How could anyone under fifty not be seduced by Senator Obama's promise to call a halt to the musty old culture wars and move us, finally, beyond 1968 and into the 21st Century? It's not Hillary Clinton's fault that she was born before 1960, but her election almost certainly guarantees another four years of hackneyed references to Timothy Leary and Huey Newton and George McGovern (the latter, by the way, is a fine man and an authentic American hero, but his name has, through no fault of his own, become just another right-wing epithet).

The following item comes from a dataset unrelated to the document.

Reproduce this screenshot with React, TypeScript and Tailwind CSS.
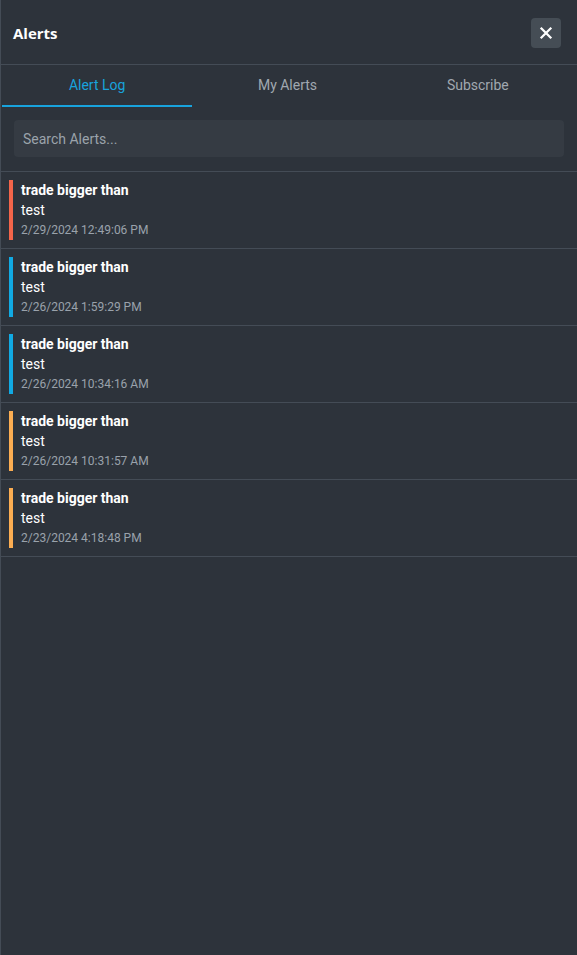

I'm sure that young women will feel some considerable sense of pride if Senator Clinton becomes America's first female chief executive, but the concept of a woman in charge probably doesn't seem nearly as revolutionary to them as it does to those reared on a diet of Donna Reed and June Cleaver.

I know that Baby Boomers have never yielded gracefully in their lives, but perhaps now is the time to start. I'm not suggesting that they shouldn't run for president or teach in colleges or otherwise contribute to public and private life. But they should shut up already about all their unfinished business from back in the day. Because, really, whether they like it or not, it no longer matters whether those Olympians should have raised their fists back in '68 or whether Jane Fonda should have holidayed in Nam. So Boomers: please get over yourselves.

And then maybe your grandkids will stop hating you.